--- AVAILABLE RECORDS ---
:::
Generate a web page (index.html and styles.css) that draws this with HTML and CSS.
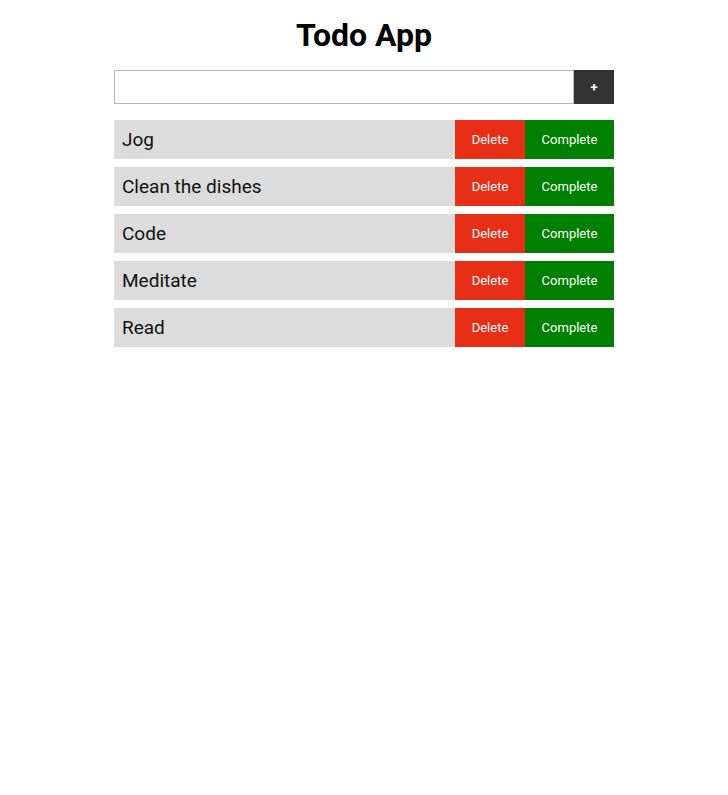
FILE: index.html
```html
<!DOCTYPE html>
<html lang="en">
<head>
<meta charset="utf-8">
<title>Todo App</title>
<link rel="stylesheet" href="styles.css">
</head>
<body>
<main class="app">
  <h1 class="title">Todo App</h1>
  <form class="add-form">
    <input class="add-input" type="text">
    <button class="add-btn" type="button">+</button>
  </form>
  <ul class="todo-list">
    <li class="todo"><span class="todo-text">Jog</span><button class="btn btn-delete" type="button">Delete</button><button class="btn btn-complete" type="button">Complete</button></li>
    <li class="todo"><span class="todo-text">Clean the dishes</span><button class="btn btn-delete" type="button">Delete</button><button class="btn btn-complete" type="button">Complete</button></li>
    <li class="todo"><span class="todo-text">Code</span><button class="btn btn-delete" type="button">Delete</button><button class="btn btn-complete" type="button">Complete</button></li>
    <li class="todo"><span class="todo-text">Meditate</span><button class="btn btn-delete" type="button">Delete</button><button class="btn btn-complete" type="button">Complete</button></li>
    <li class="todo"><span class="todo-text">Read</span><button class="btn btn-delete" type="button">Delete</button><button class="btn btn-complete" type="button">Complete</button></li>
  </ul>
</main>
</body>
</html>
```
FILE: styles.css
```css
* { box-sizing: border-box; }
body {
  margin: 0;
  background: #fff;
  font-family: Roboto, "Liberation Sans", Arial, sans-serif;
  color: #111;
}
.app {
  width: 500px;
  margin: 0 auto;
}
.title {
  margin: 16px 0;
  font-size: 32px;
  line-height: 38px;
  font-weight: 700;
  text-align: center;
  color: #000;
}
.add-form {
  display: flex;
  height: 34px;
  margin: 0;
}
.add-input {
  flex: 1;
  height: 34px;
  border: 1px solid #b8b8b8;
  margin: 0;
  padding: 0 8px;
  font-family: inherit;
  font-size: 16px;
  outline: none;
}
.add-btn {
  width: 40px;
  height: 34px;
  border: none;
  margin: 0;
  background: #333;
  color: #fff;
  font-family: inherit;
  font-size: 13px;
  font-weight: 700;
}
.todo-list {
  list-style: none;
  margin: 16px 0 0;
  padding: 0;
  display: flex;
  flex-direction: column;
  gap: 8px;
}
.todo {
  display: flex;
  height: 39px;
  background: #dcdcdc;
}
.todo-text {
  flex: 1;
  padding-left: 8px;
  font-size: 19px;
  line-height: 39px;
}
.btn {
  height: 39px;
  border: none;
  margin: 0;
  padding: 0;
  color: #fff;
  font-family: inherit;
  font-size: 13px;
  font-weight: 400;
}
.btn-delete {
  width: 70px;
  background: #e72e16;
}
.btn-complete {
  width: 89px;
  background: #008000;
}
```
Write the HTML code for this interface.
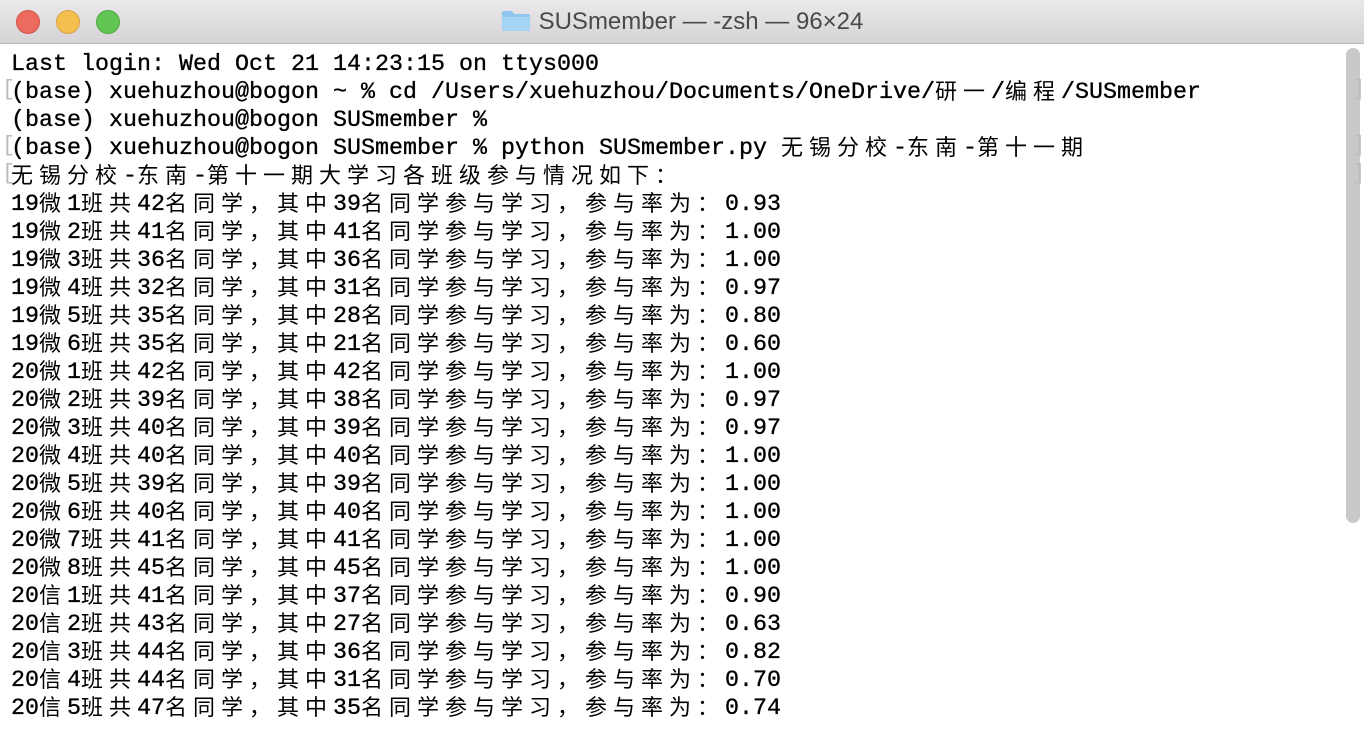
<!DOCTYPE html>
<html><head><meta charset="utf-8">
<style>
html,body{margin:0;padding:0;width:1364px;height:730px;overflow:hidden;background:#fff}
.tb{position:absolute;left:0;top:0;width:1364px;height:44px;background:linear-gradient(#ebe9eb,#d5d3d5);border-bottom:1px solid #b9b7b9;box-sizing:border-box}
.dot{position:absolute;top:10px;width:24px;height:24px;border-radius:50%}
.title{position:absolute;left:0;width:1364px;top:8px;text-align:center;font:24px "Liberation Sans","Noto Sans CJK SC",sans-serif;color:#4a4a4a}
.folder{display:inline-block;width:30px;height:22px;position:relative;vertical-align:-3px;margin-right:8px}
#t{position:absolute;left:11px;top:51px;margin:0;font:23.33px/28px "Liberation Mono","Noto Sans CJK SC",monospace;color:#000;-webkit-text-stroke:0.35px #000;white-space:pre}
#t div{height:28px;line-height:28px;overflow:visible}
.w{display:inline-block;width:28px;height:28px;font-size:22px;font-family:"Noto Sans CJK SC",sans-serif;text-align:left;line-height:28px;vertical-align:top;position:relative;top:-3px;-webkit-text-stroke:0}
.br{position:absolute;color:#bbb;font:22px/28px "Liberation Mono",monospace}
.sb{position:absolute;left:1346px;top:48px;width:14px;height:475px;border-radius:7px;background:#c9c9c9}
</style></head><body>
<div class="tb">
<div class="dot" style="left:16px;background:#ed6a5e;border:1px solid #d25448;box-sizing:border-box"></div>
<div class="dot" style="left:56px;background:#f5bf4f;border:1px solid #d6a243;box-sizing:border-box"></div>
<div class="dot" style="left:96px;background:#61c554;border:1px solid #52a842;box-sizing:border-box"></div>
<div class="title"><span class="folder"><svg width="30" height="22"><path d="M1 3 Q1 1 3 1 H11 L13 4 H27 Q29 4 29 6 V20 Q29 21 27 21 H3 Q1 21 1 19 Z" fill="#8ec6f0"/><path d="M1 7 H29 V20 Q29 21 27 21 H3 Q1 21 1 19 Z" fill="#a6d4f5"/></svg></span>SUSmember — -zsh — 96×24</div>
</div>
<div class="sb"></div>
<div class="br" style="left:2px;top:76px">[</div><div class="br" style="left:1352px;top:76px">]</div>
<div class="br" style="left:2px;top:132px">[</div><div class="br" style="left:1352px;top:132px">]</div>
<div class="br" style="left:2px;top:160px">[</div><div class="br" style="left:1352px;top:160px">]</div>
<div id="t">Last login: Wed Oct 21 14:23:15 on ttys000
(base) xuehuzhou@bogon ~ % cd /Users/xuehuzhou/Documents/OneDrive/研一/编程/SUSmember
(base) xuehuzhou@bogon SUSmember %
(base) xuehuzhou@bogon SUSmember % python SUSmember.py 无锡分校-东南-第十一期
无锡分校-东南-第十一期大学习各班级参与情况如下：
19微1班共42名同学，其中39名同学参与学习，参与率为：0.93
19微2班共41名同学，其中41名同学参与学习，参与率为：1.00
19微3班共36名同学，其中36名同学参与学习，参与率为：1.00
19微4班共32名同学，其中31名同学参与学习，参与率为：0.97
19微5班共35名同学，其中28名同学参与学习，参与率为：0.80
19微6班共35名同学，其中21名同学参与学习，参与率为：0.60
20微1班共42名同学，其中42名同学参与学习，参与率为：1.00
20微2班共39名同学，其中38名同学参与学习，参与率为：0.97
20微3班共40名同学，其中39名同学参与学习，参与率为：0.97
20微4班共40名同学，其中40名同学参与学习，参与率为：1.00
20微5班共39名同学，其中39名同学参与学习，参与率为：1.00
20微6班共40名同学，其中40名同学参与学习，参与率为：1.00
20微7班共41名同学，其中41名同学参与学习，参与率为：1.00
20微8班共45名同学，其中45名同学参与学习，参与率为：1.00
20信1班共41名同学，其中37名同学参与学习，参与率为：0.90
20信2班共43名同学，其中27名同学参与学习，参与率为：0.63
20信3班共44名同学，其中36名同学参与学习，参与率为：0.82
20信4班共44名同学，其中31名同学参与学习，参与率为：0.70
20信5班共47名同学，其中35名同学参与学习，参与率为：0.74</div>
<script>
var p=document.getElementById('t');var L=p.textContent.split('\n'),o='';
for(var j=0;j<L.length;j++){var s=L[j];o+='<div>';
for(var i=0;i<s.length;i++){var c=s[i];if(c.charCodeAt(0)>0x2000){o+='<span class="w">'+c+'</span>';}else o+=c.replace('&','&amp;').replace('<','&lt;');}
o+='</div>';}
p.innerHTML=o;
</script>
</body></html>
:::
--- INSTRUCTION ---
Omit every picture, then repeat the remaining data exactly as it appears above.

--- REPLY ---
Generate a web page (index.html and styles.css) that draws this with HTML and CSS.
FILE: index.html
```html
<!DOCTYPE html>
<html lang="en">
<head>
<meta charset="utf-8">
<title>Todo App</title>
<link rel="stylesheet" href="styles.css">
</head>
<body>
<main class="app">
  <h1 class="title">Todo App</h1>
  <form class="add-form">
    <input class="add-input" type="text">
    <button class="add-btn" type="button">+</button>
  </form>
  <ul class="todo-list">
    <li class="todo"><span class="todo-text">Jog</span><button class="btn btn-delete" type="button">Delete</button><button class="btn btn-complete" type="button">Complete</button></li>
    <li class="todo"><span class="todo-text">Clean the dishes</span><button class="btn btn-delete" type="button">Delete</button><button class="btn btn-complete" type="button">Complete</button></li>
    <li class="todo"><span class="todo-text">Code</span><button class="btn btn-delete" type="button">Delete</button><button class="btn btn-complete" type="button">Complete</button></li>
    <li class="todo"><span class="todo-text">Meditate</span><button class="btn btn-delete" type="button">Delete</button><button class="btn btn-complete" type="button">Complete</button></li>
    <li class="todo"><span class="todo-text">Read</span><button class="btn btn-delete" type="button">Delete</button><button class="btn btn-complete" type="button">Complete</button></li>
  </ul>
</main>
</body>
</html>
```
FILE: styles.css
```css
* { box-sizing: border-box; }
body {
  margin: 0;
  background: #fff;
  font-family: Roboto, "Liberation Sans", Arial, sans-serif;
  color: #111;
}
.app {
  width: 500px;
  margin: 0 auto;
}
.title {
  margin: 16px 0;
  font-size: 32px;
  line-height: 38px;
  font-weight: 700;
  text-align: center;
  color: #000;
}
.add-form {
  display: flex;
  height: 34px;
  margin: 0;
}
.add-input {
  flex: 1;
  height: 34px;
  border: 1px solid #b8b8b8;
  margin: 0;
  padding: 0 8px;
  font-family: inherit;
  font-size: 16px;
  outline: none;
}
.add-btn {
  width: 40px;
  height: 34px;
  border: none;
  margin: 0;
  background: #333;
  color: #fff;
  font-family: inherit;
  font-size: 13px;
  font-weight: 700;
}
.todo-list {
  list-style: none;
  margin: 16px 0 0;
  padding: 0;
  display: flex;
  flex-direction: column;
  gap: 8px;
}
.todo {
  display: flex;
  height: 39px;
  background: #dcdcdc;
}
.todo-text {
  flex: 1;
  padding-left: 8px;
  font-size: 19px;
  line-height: 39px;
}
.btn {
  height: 39px;
  border: none;
  margin: 0;
  padding: 0;
  color: #fff;
  font-family: inherit;
  font-size: 13px;
  font-weight: 400;
}
.btn-delete {
  width: 70px;
  background: #e72e16;
}
.btn-complete {
  width: 89px;
  background: #008000;
}
```
Write the HTML code for this interface.
<!DOCTYPE html>
<html><head><meta charset="utf-8">
<style>
html,body{margin:0;padding:0;width:1364px;height:730px;overflow:hidden;background:#fff}
.tb{position:absolute;left:0;top:0;width:1364px;height:44px;background:linear-gradient(#ebe9eb,#d5d3d5);border-bottom:1px solid #b9b7b9;box-sizing:border-box}
.dot{position:absolute;top:10px;width:24px;height:24px;border-radius:50%}
.title{position:absolute;left:0;width:1364px;top:8px;text-align:center;font:24px "Liberation Sans","Noto Sans CJK SC",sans-serif;color:#4a4a4a}
.folder{display:inline-block;width:30px;height:22px;position:relative;vertical-align:-3px;margin-right:8px}
#t{position:absolute;left:11px;top:51px;margin:0;font:23.33px/28px "Liberation Mono","Noto Sans CJK SC",monospace;color:#000;-webkit-text-stroke:0.35px #000;white-space:pre}
#t div{height:28px;line-height:28px;overflow:visible}
.w{display:inline-block;width:28px;height:28px;font-size:22px;font-family:"Noto Sans CJK SC",sans-serif;text-align:left;line-height:28px;vertical-align:top;position:relative;top:-3px;-webkit-text-stroke:0}
.br{position:absolute;color:#bbb;font:22px/28px "Liberation Mono",monospace}
.sb{position:absolute;left:1346px;top:48px;width:14px;height:475px;border-radius:7px;background:#c9c9c9}
</style></head><body>
<div class="tb">
<div class="dot" style="left:16px;background:#ed6a5e;border:1px solid #d25448;box-sizing:border-box"></div>
<div class="dot" style="left:56px;background:#f5bf4f;border:1px solid #d6a243;box-sizing:border-box"></div>
<div class="dot" style="left:96px;background:#61c554;border:1px solid #52a842;box-sizing:border-box"></div>
<div class="title"><span class="folder"><svg width="30" height="22"><path d="M1 3 Q1 1 3 1 H11 L13 4 H27 Q29 4 29 6 V20 Q29 21 27 21 H3 Q1 21 1 19 Z" fill="#8ec6f0"/><path d="M1 7 H29 V20 Q29 21 27 21 H3 Q1 21 1 19 Z" fill="#a6d4f5"/></svg></span>SUSmember — -zsh — 96×24</div>
</div>
<div class="sb"></div>
<div class="br" style="left:2px;top:76px">[</div><div class="br" style="left:1352px;top:76px">]</div>
<div class="br" style="left:2px;top:132px">[</div><div class="br" style="left:1352px;top:132px">]</div>
<div class="br" style="left:2px;top:160px">[</div><div class="br" style="left:1352px;top:160px">]</div>
<div id="t">Last login: Wed Oct 21 14:23:15 on ttys000
(base) xuehuzhou@bogon ~ % cd /Users/xuehuzhou/Documents/OneDrive/研一/编程/SUSmember
(base) xuehuzhou@bogon SUSmember %
(base) xuehuzhou@bogon SUSmember % python SUSmember.py 无锡分校-东南-第十一期
无锡分校-东南-第十一期大学习各班级参与情况如下：
19微1班共42名同学，其中39名同学参与学习，参与率为：0.93
19微2班共41名同学，其中41名同学参与学习，参与率为：1.00
19微3班共36名同学，其中36名同学参与学习，参与率为：1.00
19微4班共32名同学，其中31名同学参与学习，参与率为：0.97
19微5班共35名同学，其中28名同学参与学习，参与率为：0.80
19微6班共35名同学，其中21名同学参与学习，参与率为：0.60
20微1班共42名同学，其中42名同学参与学习，参与率为：1.00
20微2班共39名同学，其中38名同学参与学习，参与率为：0.97
20微3班共40名同学，其中39名同学参与学习，参与率为：0.97
20微4班共40名同学，其中40名同学参与学习，参与率为：1.00
20微5班共39名同学，其中39名同学参与学习，参与率为：1.00
20微6班共40名同学，其中40名同学参与学习，参与率为：1.00
20微7班共41名同学，其中41名同学参与学习，参与率为：1.00
20微8班共45名同学，其中45名同学参与学习，参与率为：1.00
20信1班共41名同学，其中37名同学参与学习，参与率为：0.90
20信2班共43名同学，其中27名同学参与学习，参与率为：0.63
20信3班共44名同学，其中36名同学参与学习，参与率为：0.82
20信4班共44名同学，其中31名同学参与学习，参与率为：0.70
20信5班共47名同学，其中35名同学参与学习，参与率为：0.74</div>
<script>
var p=document.getElementById('t');var L=p.textContent.split('\n'),o='';
for(var j=0;j<L.length;j++){var s=L[j];o+='<div>';
for(var i=0;i<s.length;i++){var c=s[i];if(c.charCodeAt(0)>0x2000){o+='<span class="w">'+c+'</span>';}else o+=c.replace('&','&amp;').replace('<','&lt;');}
o+='</div>';}
p.innerHTML=o;
</script>
</body></html>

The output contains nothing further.